INFORMATION SHOWN:
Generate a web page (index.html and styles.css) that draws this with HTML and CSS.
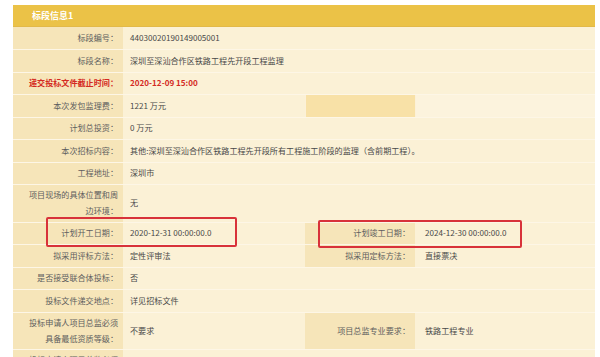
FILE: index.html
```html
<!DOCTYPE html>
<html lang="zh">
<head>
<meta charset="utf-8">
<link rel="stylesheet" href="styles.css">
</head>
<body>
<div class="panel">
  <div class="panel-head">标段信息1</div>
  <table class="info">
    <colgroup>
      <col class="c-label"><col class="c-value"><col class="c-label2"><col class="c-value2">
    </colgroup>
    <tr><td class="lbl">标段编号：</td><td class="val" colspan="3">44030020190149005001</td></tr>
    <tr><td class="lbl">标段名称：</td><td class="val" colspan="3">深圳至深汕合作区铁路工程先开段工程监理</td></tr>
    <tr><td class="lbl red">递交投标文件截止时间：</td><td class="val red" colspan="3">2020-12-09 15:00</td></tr>
    <tr><td class="lbl">本次发包监理费：</td><td class="val">1221 万元</td><td class="lbl empty"></td><td class="val light"></td></tr>
    <tr><td class="lbl">计划总投资：</td><td class="val" colspan="3">0 万元</td></tr>
    <tr><td class="lbl">本次招标内容：</td><td class="val" colspan="3">其他:深圳至深汕合作区铁路工程先开段所有工程施工阶段的监理（含前期工程）。</td></tr>
    <tr><td class="lbl">工程地址：</td><td class="val" colspan="3">深圳市</td></tr>
    <tr class="tall"><td class="lbl">项目现场的具体位置和周边环境：</td><td class="val" colspan="3">无</td></tr>
    <tr><td class="lbl">计划开工日期：</td><td class="val">2020-12-31 00:00:00.0</td><td class="lbl">计划竣工日期：</td><td class="val v2">2024-12-30 00:00:00.0</td></tr>
    <tr><td class="lbl">拟采用评标方法：</td><td class="val">定性评审法</td><td class="lbl">拟采用定标方法：</td><td class="val v2">直接票决</td></tr>
    <tr><td class="lbl">是否接受联合体投标：</td><td class="val" colspan="3">否</td></tr>
    <tr><td class="lbl">投标文件递交地点：</td><td class="val" colspan="3">详见招标文件</td></tr>
    <tr class="tall"><td class="lbl">投标申请人项目总监必须具备最低资质等级：</td><td class="val">不要求</td><td class="lbl">项目总监专业要求：</td><td class="val v2">铁路工程专业</td></tr>
    <tr class="tall"><td class="lbl">投标申请人项目总监必须具备最低职称等级：</td><td class="val" colspan="3">不要求</td></tr>
  </table>
  <div class="mark mark-start"></div>
  <div class="mark mark-end"></div>
</div>
</body>
</html>
```

FILE: styles.css
```css
html, body {
  margin: 0;
  padding: 0;
  background: #ffffff;
}
body {
  font-family: "Noto Sans CJK SC", "Liberation Sans", sans-serif;
  font-size: 8.1px;
  color: #4a4a4a;
  overflow: hidden;
}
.panel {
  position: relative;
  width: 582px;
  margin: 5px 0 0 13px;
  background: #fbf1d6;
}
.panel-head {
  height: 22px;
  line-height: 22px;
  padding-left: 19px;
  background: #ebc247;
  color: #ffffff;
  font-weight: bold;
  font-size: 9px;
  border-bottom: 1px solid #e2b948;
  box-sizing: border-box;
}
.info {
  width: 582px;
  table-layout: fixed;
  border-collapse: collapse;
}
.c-label { width: 110px; }
.c-value { width: 182px; }
.c-label2 { width: 110px; }
.c-value2 { width: 180px; }
.info tr { height: 22.5px; }
.info td {
  padding: 0;
  line-height: 16px;
  vertical-align: middle;
  border-bottom: 1px solid #fdf6e6;
}
.info tr.tall td {
  padding-top: 2.25px;
  padding-bottom: 2.25px;
}
.lbl {
  background: #f6e5b9;
  text-align: right;
  padding-left: 10px !important;
  padding-right: 5px !important;
  color: #5e5e5e;
}
.val {
  background: #fbf1d6;
  padding-left: 7px !important;
  color: #484848;
}
.val.v2 {
  padding-left: 10px !important;
}
.val.light {
  background: #fcf3dd;
}
.lbl.empty {
  background: #f8e1a7;
  border-left: 1px solid #fcf1d8;
  border-right: 1px solid #fcf1d8;
}
.red {
  color: #d42a22;
  font-weight: bold;
}
.mark {
  position: absolute;
  border: 2px solid #d8323a;
  border-radius: 2px;
  box-sizing: border-box;
}
.mark-start {
  left: 33px;
  top: 212px;
  width: 191px;
  height: 30px;
}
.mark-end {
  left: 305px;
  top: 215px;
  width: 204px;
  height: 28px;
}
```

EXERCISE REQUIREMENTS:
Give every line above again exactly, with no pictures.

TASK RESPONSE:
Generate a web page (index.html and styles.css) that draws this with HTML and CSS.
FILE: index.html
```html
<!DOCTYPE html>
<html lang="zh">
<head>
<meta charset="utf-8">
<link rel="stylesheet" href="styles.css">
</head>
<body>
<div class="panel">
  <div class="panel-head">标段信息1</div>
  <table class="info">
    <colgroup>
      <col class="c-label"><col class="c-value"><col class="c-label2"><col class="c-value2">
    </colgroup>
    <tr><td class="lbl">标段编号：</td><td class="val" colspan="3">44030020190149005001</td></tr>
    <tr><td class="lbl">标段名称：</td><td class="val" colspan="3">深圳至深汕合作区铁路工程先开段工程监理</td></tr>
    <tr><td class="lbl red">递交投标文件截止时间：</td><td class="val red" colspan="3">2020-12-09 15:00</td></tr>
    <tr><td class="lbl">本次发包监理费：</td><td class="val">1221 万元</td><td class="lbl empty"></td><td class="val light"></td></tr>
    <tr><td class="lbl">计划总投资：</td><td class="val" colspan="3">0 万元</td></tr>
    <tr><td class="lbl">本次招标内容：</td><td class="val" colspan="3">其他:深圳至深汕合作区铁路工程先开段所有工程施工阶段的监理（含前期工程）。</td></tr>
    <tr><td class="lbl">工程地址：</td><td class="val" colspan="3">深圳市</td></tr>
    <tr class="tall"><td class="lbl">项目现场的具体位置和周边环境：</td><td class="val" colspan="3">无</td></tr>
    <tr><td class="lbl">计划开工日期：</td><td class="val">2020-12-31 00:00:00.0</td><td class="lbl">计划竣工日期：</td><td class="val v2">2024-12-30 00:00:00.0</td></tr>
    <tr><td class="lbl">拟采用评标方法：</td><td class="val">定性评审法</td><td class="lbl">拟采用定标方法：</td><td class="val v2">直接票决</td></tr>
    <tr><td class="lbl">是否接受联合体投标：</td><td class="val" colspan="3">否</td></tr>
    <tr><td class="lbl">投标文件递交地点：</td><td class="val" colspan="3">详见招标文件</td></tr>
    <tr class="tall"><td class="lbl">投标申请人项目总监必须具备最低资质等级：</td><td class="val">不要求</td><td class="lbl">项目总监专业要求：</td><td class="val v2">铁路工程专业</td></tr>
    <tr class="tall"><td class="lbl">投标申请人项目总监必须具备最低职称等级：</td><td class="val" colspan="3">不要求</td></tr>
  </table>
  <div class="mark mark-start"></div>
  <div class="mark mark-end"></div>
</div>
</body>
</html>
```

FILE: styles.css
```css
html, body {
  margin: 0;
  padding: 0;
  background: #ffffff;
}
body {
  font-family: "Noto Sans CJK SC", "Liberation Sans", sans-serif;
  font-size: 8.1px;
  color: #4a4a4a;
  overflow: hidden;
}
.panel {
  position: relative;
  width: 582px;
  margin: 5px 0 0 13px;
  background: #fbf1d6;
}
.panel-head {
  height: 22px;
  line-height: 22px;
  padding-left: 19px;
  background: #ebc247;
  color: #ffffff;
  font-weight: bold;
  font-size: 9px;
  border-bottom: 1px solid #e2b948;
  box-sizing: border-box;
}
.info {
  width: 582px;
  table-layout: fixed;
  border-collapse: collapse;
}
.c-label { width: 110px; }
.c-value { width: 182px; }
.c-label2 { width: 110px; }
.c-value2 { width: 180px; }
.info tr { height: 22.5px; }
.info td {
  padding: 0;
  line-height: 16px;
  vertical-align: middle;
  border-bottom: 1px solid #fdf6e6;
}
.info tr.tall td {
  padding-top: 2.25px;
  padding-bottom: 2.25px;
}
.lbl {
  background: #f6e5b9;
  text-align: right;
  padding-left: 10px !important;
  padding-right: 5px !important;
  color: #5e5e5e;
}
.val {
  background: #fbf1d6;
  padding-left: 7px !important;
  color: #484848;
}
.val.v2 {
  padding-left: 10px !important;
}
.val.light {
  background: #fcf3dd;
}
.lbl.empty {
  background: #f8e1a7;
  border-left: 1px solid #fcf1d8;
  border-right: 1px solid #fcf1d8;
}
.red {
  color: #d42a22;
  font-weight: bold;
}
.mark {
  position: absolute;
  border: 2px solid #d8323a;
  border-radius: 2px;
  box-sizing: border-box;
}
.mark-start {
  left: 33px;
  top: 212px;
  width: 191px;
  height: 30px;
}
.mark-end {
  left: 305px;
  top: 215px;
  width: 204px;
  height: 28px;
}
```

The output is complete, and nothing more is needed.